**Prompt**
Scan the material that follows. Copy every line containing the word "full".

(Entries with page source code)
####

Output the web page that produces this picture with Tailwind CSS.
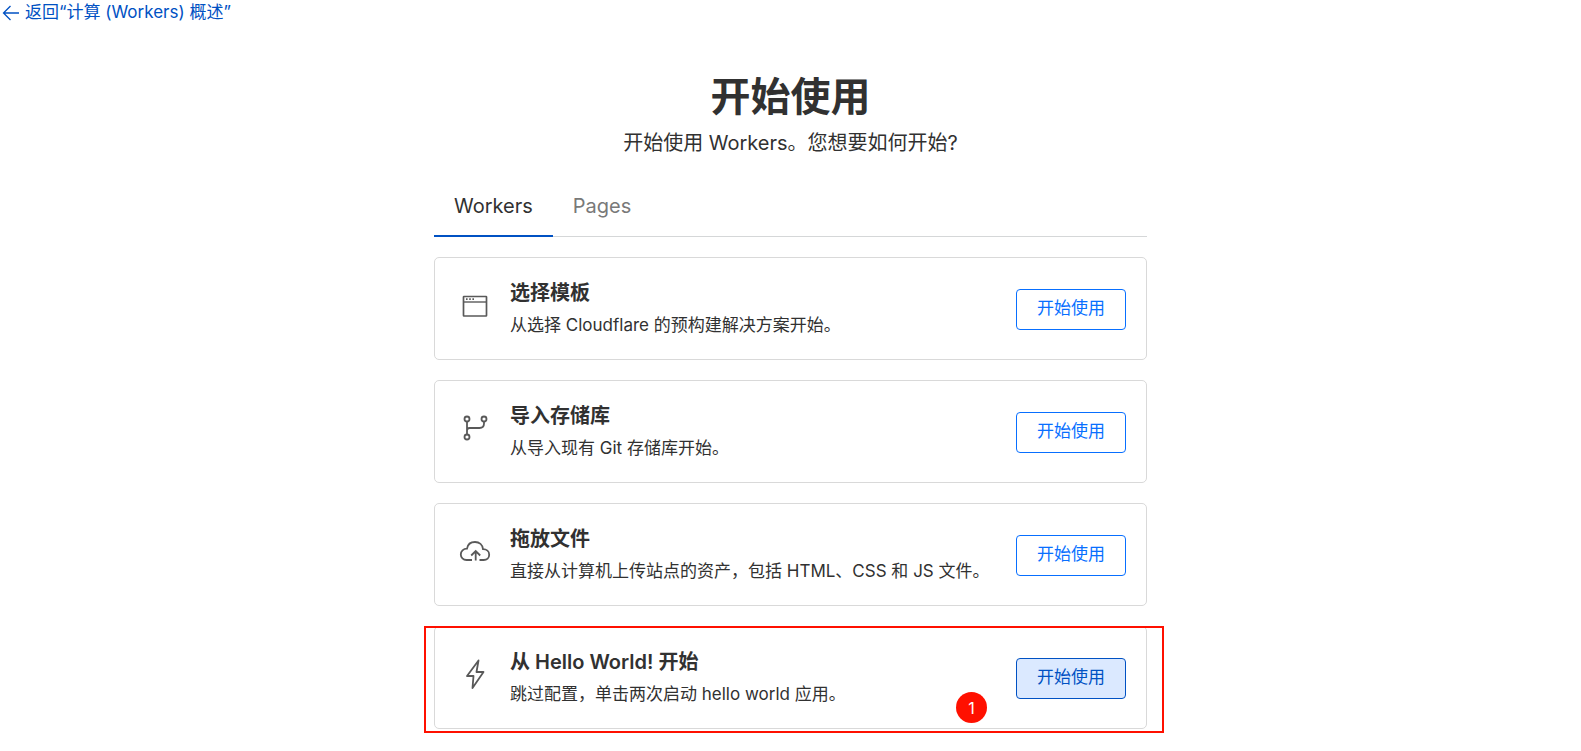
<!DOCTYPE html>
<html lang="zh-CN">
<head>
    <meta charset="UTF-8">
    <meta name="viewport" content="width=device-width, initial-scale=1.0">
    <title>开始使用 Workers</title>
    <script src="https://cdn.jsdelivr.net/npm/@tailwindcss/browser@4"></script>
    <style>
        body {
            font-family: 'Inter', 'Noto Sans CJK SC', sans-serif;
        }
    </style>
</head>
<body class="bg-white text-[#313131] min-h-screen">
    <a href="#" class="flex w-fit items-center gap-[5px] h-[26px] pl-[2px] text-[17px] text-[#0051c3]">
        <svg class="w-[18px] h-[18px]" viewBox="0 0 18 18" fill="none" stroke="currentColor" stroke-width="1.3" aria-hidden="true">
            <path d="M17 9H1.5M8.5 2L1.5 9l7 7"/>
        </svg>
        返回“计算 (Workers) 概述”
    </a>

    <main class="w-full max-w-[713px] mx-auto pt-[47px] pb-4">
        <header class="text-center">
            <h1 class="text-[40px] leading-[48px] font-bold">开始使用</h1>
            <p class="mt-2 text-xl leading-7">开始使用 Workers。您想要如何开始?</p>
        </header>

        <!-- Tabs -->
        <nav class="mt-[15px] flex border-b border-[#d5d7d8] text-xl leading-7">
            <a href="#workers" class="-mb-px px-5 pt-5 pb-[15px] border-b-2 border-[#0051c3]" aria-current="page">Workers</a>
            <a href="#pages" class="-mb-px px-5 pt-5 pb-[15px] border-b-2 border-transparent text-[#797979]">Pages</a>
        </nav>

        <div class="mt-5 flex flex-col gap-5">
            <section class="flex items-center border border-[#d9d9d9] rounded-[5px] pl-6 pr-5 pt-[21px] pb-5">
                <svg class="w-8 h-8 mr-[19px] mb-2 shrink-0" viewBox="0 0 32 32" fill="none" stroke="#595959" stroke-width="1.7" aria-hidden="true">
                    <rect x="4.500" y="7.500" width="23" height="19.500" rx=".5"/>
                    <path d="M4.500 13H27.500" stroke-width="1.400"/>
                    <path d="M7 10.200h1.600M10.200 10.200h1.600M13.400 10.200H15"/>
                </svg>
                <div class="flex-1">
                    <h2 class="text-xl leading-7 font-semibold">选择模板</h2>
                    <p class="mt-1 text-[17px] leading-7">从选择 Cloudflare 的预构建解决方案开始。</p>
                </div>
                <button type="button" class="shrink-0 h-[41px] px-5 border border-[#086fff] rounded text-[17px] text-[#086fff] hover:bg-[#dbe9ff]">开始使用</button>
            </section>

            <section class="flex items-center border border-[#d9d9d9] rounded-[5px] pl-6 pr-5 pt-[21px] pb-5">
                <svg class="w-8 h-8 mr-[19px] mb-2 shrink-0" viewBox="0 0 32 32" fill="none" stroke="#595959" stroke-width="1.8" aria-hidden="true">
                    <circle cx="8" cy="7" r="2.500"/>
                    <circle cx="25" cy="7" r="2.500"/>
                    <circle cx="8" cy="25" r="2.500"/>
                    <path d="M8 9.500V22.500M8 18.500C8 17 9 16 10.500 16H20.500C23.500 16 25 14 25 11.500V9.500"/>
                </svg>
                <div class="flex-1">
                    <h2 class="text-xl leading-7 font-semibold">导入存储库</h2>
                    <p class="mt-1 text-[17px] leading-7">从导入现有 Git 存储库开始。</p>
                </div>
                <button type="button" class="shrink-0 h-[41px] px-5 border border-[#086fff] rounded text-[17px] text-[#086fff] hover:bg-[#dbe9ff]">开始使用</button>
            </section>

            <section class="flex items-center border border-[#d9d9d9] rounded-[5px] pl-6 pr-5 pt-[21px] pb-5">
                <svg class="w-8 h-8 mr-[19px] mb-2 shrink-0" viewBox="0 0 32 32" fill="none" stroke="#595959" stroke-width="1.8" aria-hidden="true">
                    <path d="M13 25H7.500C4.200 25 1.800 22.600 1.800 19.500C1.800 16.200 4.300 13.700 8 13.700C8.700 9.500 12 7 16 7C20.300 7 23.600 9.900 24 14.200C27.500 14.200 30.200 16.500 30.200 19.700C30.200 22.800 27.800 25 24.700 25H20.500"/>
                    <path d="M16.700 25.500V16.500M12.200 20.500L16.700 16L21.200 20.500"/>
                </svg>
                <div class="flex-1">
                    <h2 class="text-xl leading-7 font-semibold">拖放文件</h2>
                    <p class="mt-1 text-[17px] leading-7">直接从计算机上传站点的资产，包括 HTML、CSS 和 JS 文件。</p>
                </div>
                <button type="button" class="shrink-0 h-[41px] px-5 border border-[#086fff] rounded text-[17px] text-[#086fff] hover:bg-[#dbe9ff]">开始使用</button>
            </section>

            <section class="relative flex items-center border border-[#d9d9d9] rounded-[5px] pl-6 pr-5 pt-[21px] pb-5">
                <svg class="w-8 h-8 mr-[19px] mb-2 shrink-0" viewBox="0 0 32 32" fill="none" stroke="#595959" stroke-width="1.8" stroke-linejoin="round" aria-hidden="true">
                    <path d="M19.500 2.500L8 18H14.500L13.500 30L24.500 14H17.500Z"/>
                </svg>
                <div class="flex-1">
                    <h2 class="text-xl leading-7 font-semibold">从 Hello World! 开始</h2>
                    <p class="mt-1 text-[17px] leading-7">跳过配置，单击两次启动 hello world 应用。</p>
                </div>
                <button type="button" class="shrink-0 h-[41px] px-5 border border-[#0051c3] rounded bg-[#dbe9ff] text-[17px] text-[#0051c3]">开始使用</button>

                <!-- Step marker -->
                <div class="absolute -left-[11px] -right-[18px] -top-px -bottom-[5px] border-2 border-[#ff1000] pointer-events-none"></div>
                <span class="absolute right-[159px] bottom-[5px] w-[31px] h-[31px] rounded-full bg-[#ff1000] text-white text-base flex items-center justify-center">1</span>
            </section>
        </div>
    </main>
</body>
</html>
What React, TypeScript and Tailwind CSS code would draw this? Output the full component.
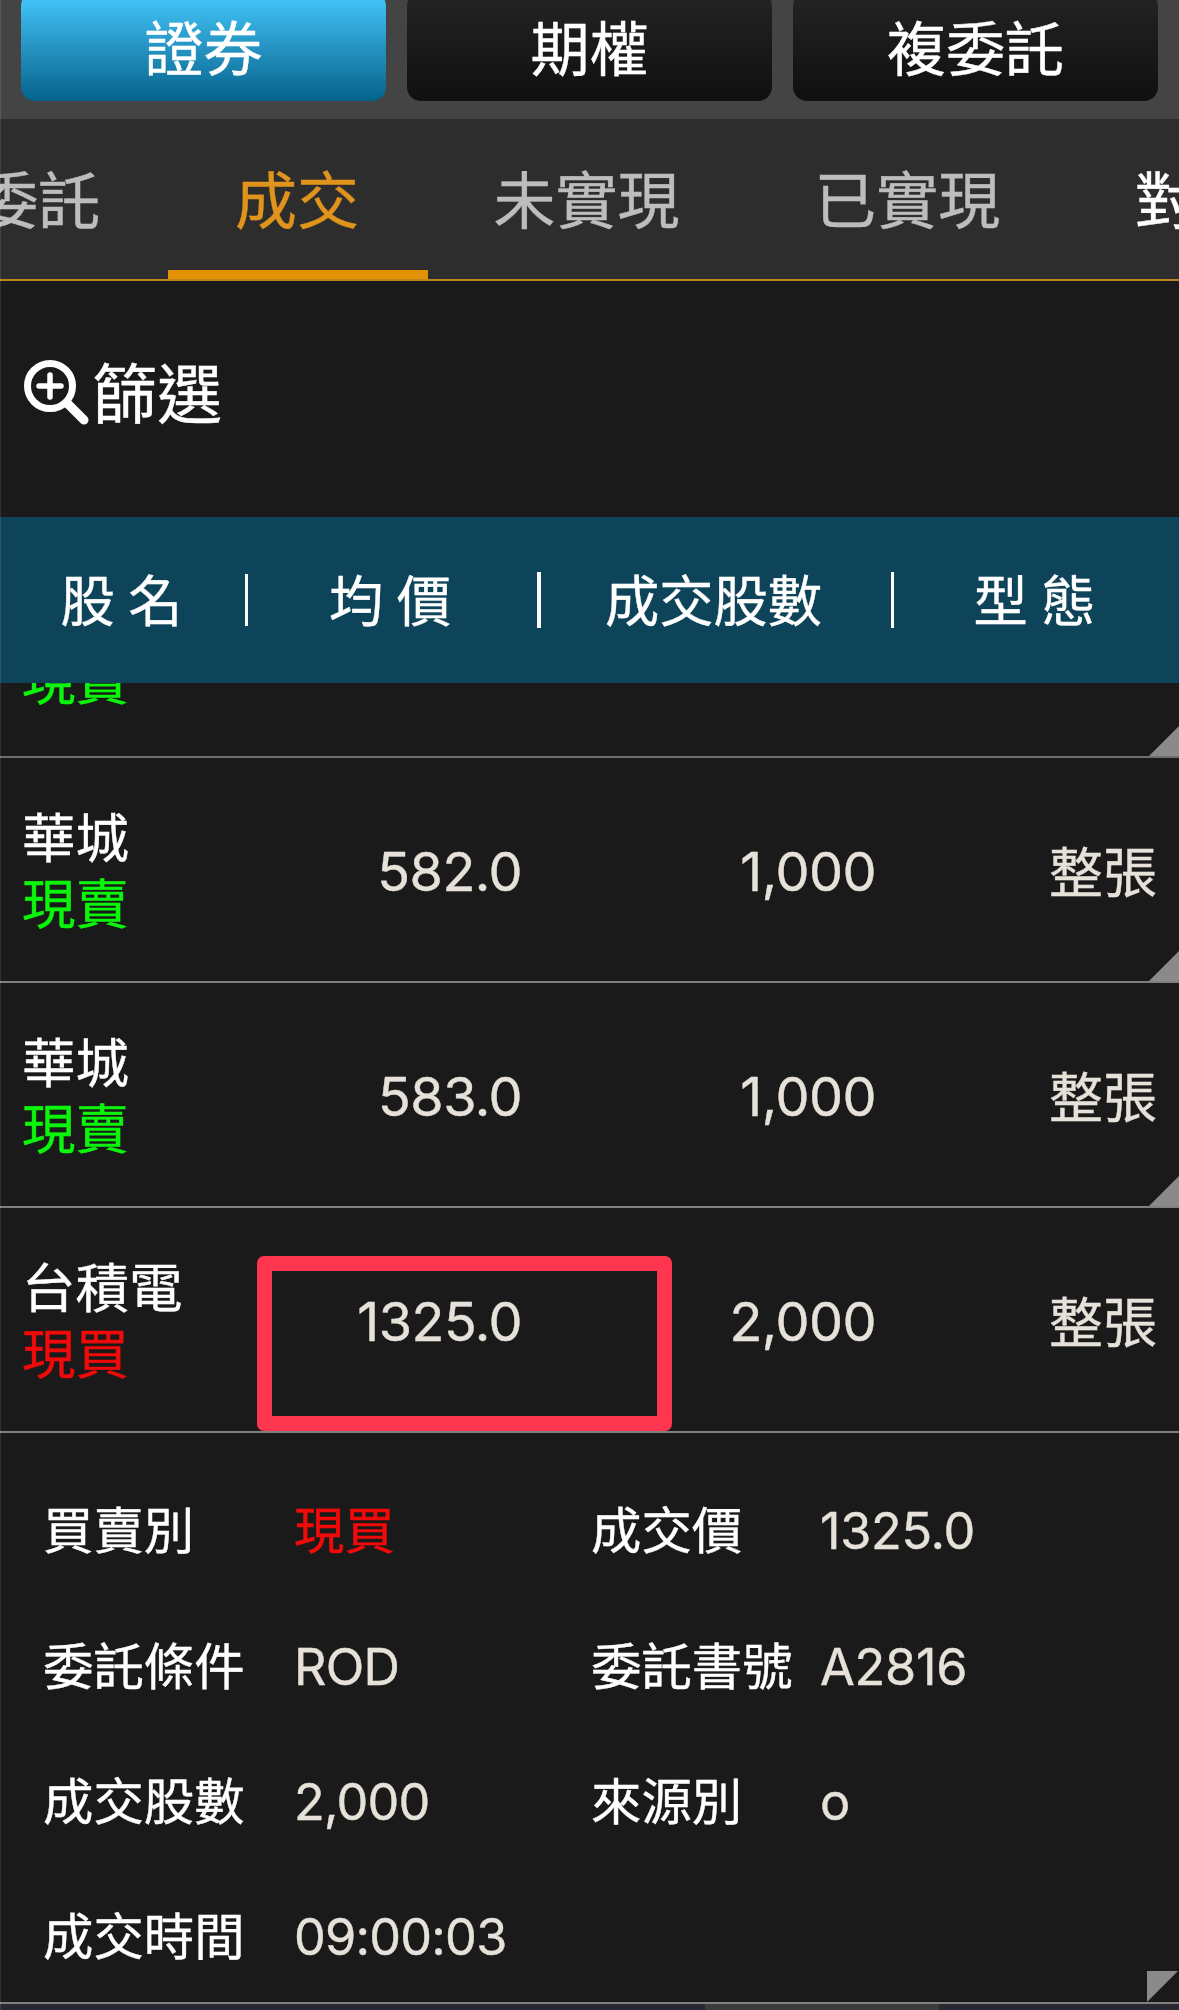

####

**Final result**
    <main class="w-full max-w-[713px] mx-auto pt-[47px] pb-4">
                <span class="absolute right-[159px] bottom-[5px] w-[31px] h-[31px] rounded-full bg-[#ff1000] text-white text-base flex items-center justify-center">1</span>
What React, TypeScript and Tailwind CSS code would draw this? Output the full component.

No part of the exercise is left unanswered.